- **PROVIDED MATERIAL**:

----

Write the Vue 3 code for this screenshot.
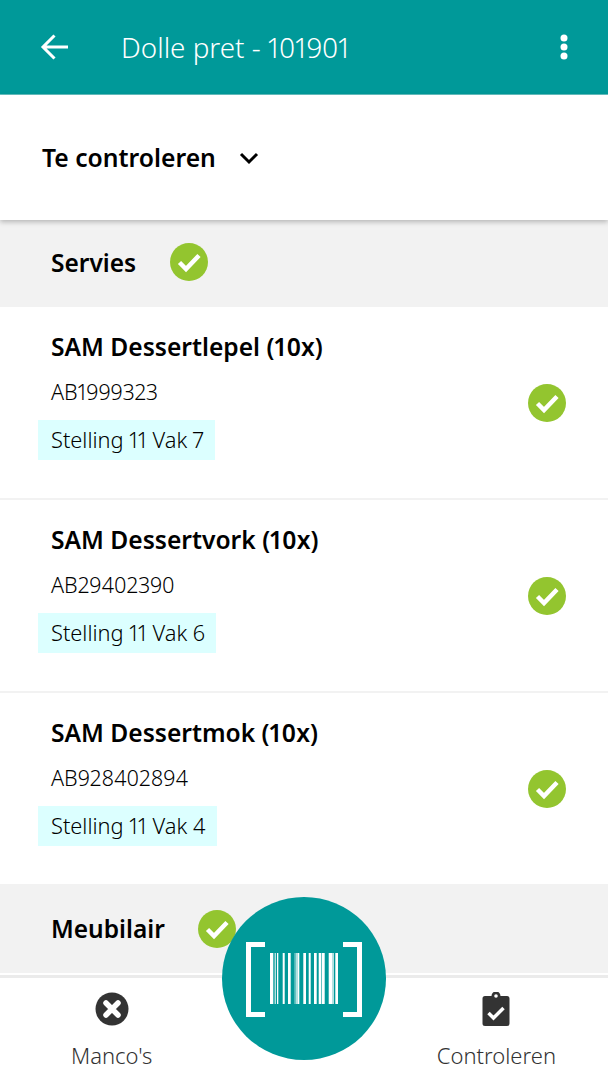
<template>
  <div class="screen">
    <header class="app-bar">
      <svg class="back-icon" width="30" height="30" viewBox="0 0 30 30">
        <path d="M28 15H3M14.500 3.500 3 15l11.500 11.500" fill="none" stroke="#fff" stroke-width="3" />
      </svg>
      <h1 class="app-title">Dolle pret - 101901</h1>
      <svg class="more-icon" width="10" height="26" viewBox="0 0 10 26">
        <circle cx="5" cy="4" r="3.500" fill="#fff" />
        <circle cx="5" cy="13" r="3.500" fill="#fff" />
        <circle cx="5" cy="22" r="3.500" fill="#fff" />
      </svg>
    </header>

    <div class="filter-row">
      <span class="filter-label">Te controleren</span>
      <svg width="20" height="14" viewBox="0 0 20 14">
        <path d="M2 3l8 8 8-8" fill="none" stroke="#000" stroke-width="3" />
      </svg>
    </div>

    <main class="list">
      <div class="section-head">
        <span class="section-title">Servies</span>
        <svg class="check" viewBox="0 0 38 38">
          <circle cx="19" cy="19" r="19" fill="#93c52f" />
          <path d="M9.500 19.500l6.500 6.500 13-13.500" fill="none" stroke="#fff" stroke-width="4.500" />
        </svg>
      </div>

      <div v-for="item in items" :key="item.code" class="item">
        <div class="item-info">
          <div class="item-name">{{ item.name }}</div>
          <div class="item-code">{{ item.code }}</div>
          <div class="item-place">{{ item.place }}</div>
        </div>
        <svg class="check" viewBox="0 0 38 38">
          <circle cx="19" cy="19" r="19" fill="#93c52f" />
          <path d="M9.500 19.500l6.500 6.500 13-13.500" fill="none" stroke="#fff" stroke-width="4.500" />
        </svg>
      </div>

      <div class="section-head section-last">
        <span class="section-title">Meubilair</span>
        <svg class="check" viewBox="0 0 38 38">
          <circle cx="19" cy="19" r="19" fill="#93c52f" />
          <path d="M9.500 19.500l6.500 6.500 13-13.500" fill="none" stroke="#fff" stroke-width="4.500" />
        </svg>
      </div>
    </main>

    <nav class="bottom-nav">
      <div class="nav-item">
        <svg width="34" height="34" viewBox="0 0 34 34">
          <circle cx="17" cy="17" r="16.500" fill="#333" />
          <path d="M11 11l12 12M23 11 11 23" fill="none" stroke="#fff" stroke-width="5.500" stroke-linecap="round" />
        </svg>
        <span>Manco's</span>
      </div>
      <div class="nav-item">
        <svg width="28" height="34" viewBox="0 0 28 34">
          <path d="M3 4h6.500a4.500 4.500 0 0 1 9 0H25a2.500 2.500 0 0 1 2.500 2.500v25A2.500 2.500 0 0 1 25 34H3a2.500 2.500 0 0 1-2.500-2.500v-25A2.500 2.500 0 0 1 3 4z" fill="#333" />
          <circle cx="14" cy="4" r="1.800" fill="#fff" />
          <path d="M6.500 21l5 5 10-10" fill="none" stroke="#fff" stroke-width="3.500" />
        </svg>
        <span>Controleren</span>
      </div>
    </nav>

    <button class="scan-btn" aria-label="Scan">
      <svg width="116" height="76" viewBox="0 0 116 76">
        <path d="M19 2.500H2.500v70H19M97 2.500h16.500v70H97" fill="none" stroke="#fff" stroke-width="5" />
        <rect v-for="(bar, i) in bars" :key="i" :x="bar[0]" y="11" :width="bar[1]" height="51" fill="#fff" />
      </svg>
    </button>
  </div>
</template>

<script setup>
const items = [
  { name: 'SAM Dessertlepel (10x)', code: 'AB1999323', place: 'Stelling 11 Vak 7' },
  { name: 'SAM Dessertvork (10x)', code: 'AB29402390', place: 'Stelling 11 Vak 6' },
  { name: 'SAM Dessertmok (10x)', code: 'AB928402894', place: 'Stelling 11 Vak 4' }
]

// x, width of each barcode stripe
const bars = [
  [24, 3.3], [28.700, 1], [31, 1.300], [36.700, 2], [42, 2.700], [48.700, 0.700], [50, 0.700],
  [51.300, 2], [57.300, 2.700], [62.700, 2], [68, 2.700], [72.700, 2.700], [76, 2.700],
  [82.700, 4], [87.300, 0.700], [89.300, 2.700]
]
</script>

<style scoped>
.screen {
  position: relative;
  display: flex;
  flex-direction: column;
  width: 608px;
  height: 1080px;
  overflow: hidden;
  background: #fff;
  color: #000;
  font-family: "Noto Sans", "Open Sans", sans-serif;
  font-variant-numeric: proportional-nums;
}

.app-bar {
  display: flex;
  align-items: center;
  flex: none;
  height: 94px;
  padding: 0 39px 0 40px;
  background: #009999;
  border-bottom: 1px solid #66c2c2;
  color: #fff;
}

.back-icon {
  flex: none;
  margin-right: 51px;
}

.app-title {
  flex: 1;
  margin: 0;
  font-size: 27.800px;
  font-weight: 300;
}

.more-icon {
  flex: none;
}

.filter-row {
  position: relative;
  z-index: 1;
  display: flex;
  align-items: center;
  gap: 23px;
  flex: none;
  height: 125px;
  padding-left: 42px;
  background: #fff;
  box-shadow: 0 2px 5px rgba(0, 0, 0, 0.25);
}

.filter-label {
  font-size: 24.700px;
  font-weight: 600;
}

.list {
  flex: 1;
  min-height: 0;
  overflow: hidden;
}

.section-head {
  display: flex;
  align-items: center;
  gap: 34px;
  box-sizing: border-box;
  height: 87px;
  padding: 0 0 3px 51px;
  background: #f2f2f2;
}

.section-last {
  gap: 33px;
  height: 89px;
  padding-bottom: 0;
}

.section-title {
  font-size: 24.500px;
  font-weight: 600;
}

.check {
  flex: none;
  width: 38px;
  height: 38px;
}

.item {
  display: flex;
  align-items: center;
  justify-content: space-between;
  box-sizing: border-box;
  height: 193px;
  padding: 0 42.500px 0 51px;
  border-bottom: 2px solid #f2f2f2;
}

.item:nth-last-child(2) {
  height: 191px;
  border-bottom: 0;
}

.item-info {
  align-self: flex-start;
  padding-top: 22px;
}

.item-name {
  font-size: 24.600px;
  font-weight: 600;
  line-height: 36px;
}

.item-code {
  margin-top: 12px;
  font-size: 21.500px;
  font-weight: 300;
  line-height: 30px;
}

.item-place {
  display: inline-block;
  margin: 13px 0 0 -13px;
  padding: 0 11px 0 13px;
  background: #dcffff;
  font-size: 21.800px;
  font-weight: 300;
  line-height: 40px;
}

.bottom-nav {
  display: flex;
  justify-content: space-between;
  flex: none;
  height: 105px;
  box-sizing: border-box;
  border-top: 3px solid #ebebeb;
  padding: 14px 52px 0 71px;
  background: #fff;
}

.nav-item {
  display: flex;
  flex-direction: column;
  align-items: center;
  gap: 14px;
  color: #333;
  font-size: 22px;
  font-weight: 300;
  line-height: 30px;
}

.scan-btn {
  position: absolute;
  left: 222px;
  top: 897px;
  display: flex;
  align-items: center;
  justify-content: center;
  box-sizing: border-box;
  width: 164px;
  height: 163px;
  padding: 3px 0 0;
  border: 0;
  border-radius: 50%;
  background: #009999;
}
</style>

----

- **TO BE DONE**:
Go through the data above and transcribe it in full, omitting any image.

- **SOLUTION TO THIS EXERCISE**:
Write the Vue 3 code for this screenshot.
<template>
  <div class="screen">
    <header class="app-bar">
      <svg class="back-icon" width="30" height="30" viewBox="0 0 30 30">
        <path d="M28 15H3M14.500 3.500 3 15l11.500 11.500" fill="none" stroke="#fff" stroke-width="3" />
      </svg>
      <h1 class="app-title">Dolle pret - 101901</h1>
      <svg class="more-icon" width="10" height="26" viewBox="0 0 10 26">
        <circle cx="5" cy="4" r="3.500" fill="#fff" />
        <circle cx="5" cy="13" r="3.500" fill="#fff" />
        <circle cx="5" cy="22" r="3.500" fill="#fff" />
      </svg>
    </header>

    <div class="filter-row">
      <span class="filter-label">Te controleren</span>
      <svg width="20" height="14" viewBox="0 0 20 14">
        <path d="M2 3l8 8 8-8" fill="none" stroke="#000" stroke-width="3" />
      </svg>
    </div>

    <main class="list">
      <div class="section-head">
        <span class="section-title">Servies</span>
        <svg class="check" viewBox="0 0 38 38">
          <circle cx="19" cy="19" r="19" fill="#93c52f" />
          <path d="M9.500 19.500l6.500 6.500 13-13.500" fill="none" stroke="#fff" stroke-width="4.500" />
        </svg>
      </div>

      <div v-for="item in items" :key="item.code" class="item">
        <div class="item-info">
          <div class="item-name">{{ item.name }}</div>
          <div class="item-code">{{ item.code }}</div>
          <div class="item-place">{{ item.place }}</div>
        </div>
        <svg class="check" viewBox="0 0 38 38">
          <circle cx="19" cy="19" r="19" fill="#93c52f" />
          <path d="M9.500 19.500l6.500 6.500 13-13.500" fill="none" stroke="#fff" stroke-width="4.500" />
        </svg>
      </div>

      <div class="section-head section-last">
        <span class="section-title">Meubilair</span>
        <svg class="check" viewBox="0 0 38 38">
          <circle cx="19" cy="19" r="19" fill="#93c52f" />
          <path d="M9.500 19.500l6.500 6.500 13-13.500" fill="none" stroke="#fff" stroke-width="4.500" />
        </svg>
      </div>
    </main>

    <nav class="bottom-nav">
      <div class="nav-item">
        <svg width="34" height="34" viewBox="0 0 34 34">
          <circle cx="17" cy="17" r="16.500" fill="#333" />
          <path d="M11 11l12 12M23 11 11 23" fill="none" stroke="#fff" stroke-width="5.500" stroke-linecap="round" />
        </svg>
        <span>Manco's</span>
      </div>
      <div class="nav-item">
        <svg width="28" height="34" viewBox="0 0 28 34">
          <path d="M3 4h6.500a4.500 4.500 0 0 1 9 0H25a2.500 2.500 0 0 1 2.500 2.500v25A2.500 2.500 0 0 1 25 34H3a2.500 2.500 0 0 1-2.500-2.500v-25A2.500 2.500 0 0 1 3 4z" fill="#333" />
          <circle cx="14" cy="4" r="1.800" fill="#fff" />
          <path d="M6.500 21l5 5 10-10" fill="none" stroke="#fff" stroke-width="3.500" />
        </svg>
        <span>Controleren</span>
      </div>
    </nav>

    <button class="scan-btn" aria-label="Scan">
      <svg width="116" height="76" viewBox="0 0 116 76">
        <path d="M19 2.500H2.500v70H19M97 2.500h16.500v70H97" fill="none" stroke="#fff" stroke-width="5" />
        <rect v-for="(bar, i) in bars" :key="i" :x="bar[0]" y="11" :width="bar[1]" height="51" fill="#fff" />
      </svg>
    </button>
  </div>
</template>

<script setup>
const items = [
  { name: 'SAM Dessertlepel (10x)', code: 'AB1999323', place: 'Stelling 11 Vak 7' },
  { name: 'SAM Dessertvork (10x)', code: 'AB29402390', place: 'Stelling 11 Vak 6' },
  { name: 'SAM Dessertmok (10x)', code: 'AB928402894', place: 'Stelling 11 Vak 4' }
]

// x, width of each barcode stripe
const bars = [
  [24, 3.3], [28.700, 1], [31, 1.300], [36.700, 2], [42, 2.700], [48.700, 0.700], [50, 0.700],
  [51.300, 2], [57.300, 2.700], [62.700, 2], [68, 2.700], [72.700, 2.700], [76, 2.700],
  [82.700, 4], [87.300, 0.700], [89.300, 2.700]
]
</script>

<style scoped>
.screen {
  position: relative;
  display: flex;
  flex-direction: column;
  width: 608px;
  height: 1080px;
  overflow: hidden;
  background: #fff;
  color: #000;
  font-family: "Noto Sans", "Open Sans", sans-serif;
  font-variant-numeric: proportional-nums;
}

.app-bar {
  display: flex;
  align-items: center;
  flex: none;
  height: 94px;
  padding: 0 39px 0 40px;
  background: #009999;
  border-bottom: 1px solid #66c2c2;
  color: #fff;
}

.back-icon {
  flex: none;
  margin-right: 51px;
}

.app-title {
  flex: 1;
  margin: 0;
  font-size: 27.800px;
  font-weight: 300;
}

.more-icon {
  flex: none;
}

.filter-row {
  position: relative;
  z-index: 1;
  display: flex;
  align-items: center;
  gap: 23px;
  flex: none;
  height: 125px;
  padding-left: 42px;
  background: #fff;
  box-shadow: 0 2px 5px rgba(0, 0, 0, 0.25);
}

.filter-label {
  font-size: 24.700px;
  font-weight: 600;
}

.list {
  flex: 1;
  min-height: 0;
  overflow: hidden;
}

.section-head {
  display: flex;
  align-items: center;
  gap: 34px;
  box-sizing: border-box;
  height: 87px;
  padding: 0 0 3px 51px;
  background: #f2f2f2;
}

.section-last {
  gap: 33px;
  height: 89px;
  padding-bottom: 0;
}

.section-title {
  font-size: 24.500px;
  font-weight: 600;
}

.check {
  flex: none;
  width: 38px;
  height: 38px;
}

.item {
  display: flex;
  align-items: center;
  justify-content: space-between;
  box-sizing: border-box;
  height: 193px;
  padding: 0 42.500px 0 51px;
  border-bottom: 2px solid #f2f2f2;
}

.item:nth-last-child(2) {
  height: 191px;
  border-bottom: 0;
}

.item-info {
  align-self: flex-start;
  padding-top: 22px;
}

.item-name {
  font-size: 24.600px;
  font-weight: 600;
  line-height: 36px;
}

.item-code {
  margin-top: 12px;
  font-size: 21.500px;
  font-weight: 300;
  line-height: 30px;
}

.item-place {
  display: inline-block;
  margin: 13px 0 0 -13px;
  padding: 0 11px 0 13px;
  background: #dcffff;
  font-size: 21.800px;
  font-weight: 300;
  line-height: 40px;
}

.bottom-nav {
  display: flex;
  justify-content: space-between;
  flex: none;
  height: 105px;
  box-sizing: border-box;
  border-top: 3px solid #ebebeb;
  padding: 14px 52px 0 71px;
  background: #fff;
}

.nav-item {
  display: flex;
  flex-direction: column;
  align-items: center;
  gap: 14px;
  color: #333;
  font-size: 22px;
  font-weight: 300;
  line-height: 30px;
}

.scan-btn {
  position: absolute;
  left: 222px;
  top: 897px;
  display: flex;
  align-items: center;
  justify-content: center;
  box-sizing: border-box;
  width: 164px;
  height: 163px;
  padding: 3px 0 0;
  border: 0;
  border-radius: 50%;
  background: #009999;
}
</style>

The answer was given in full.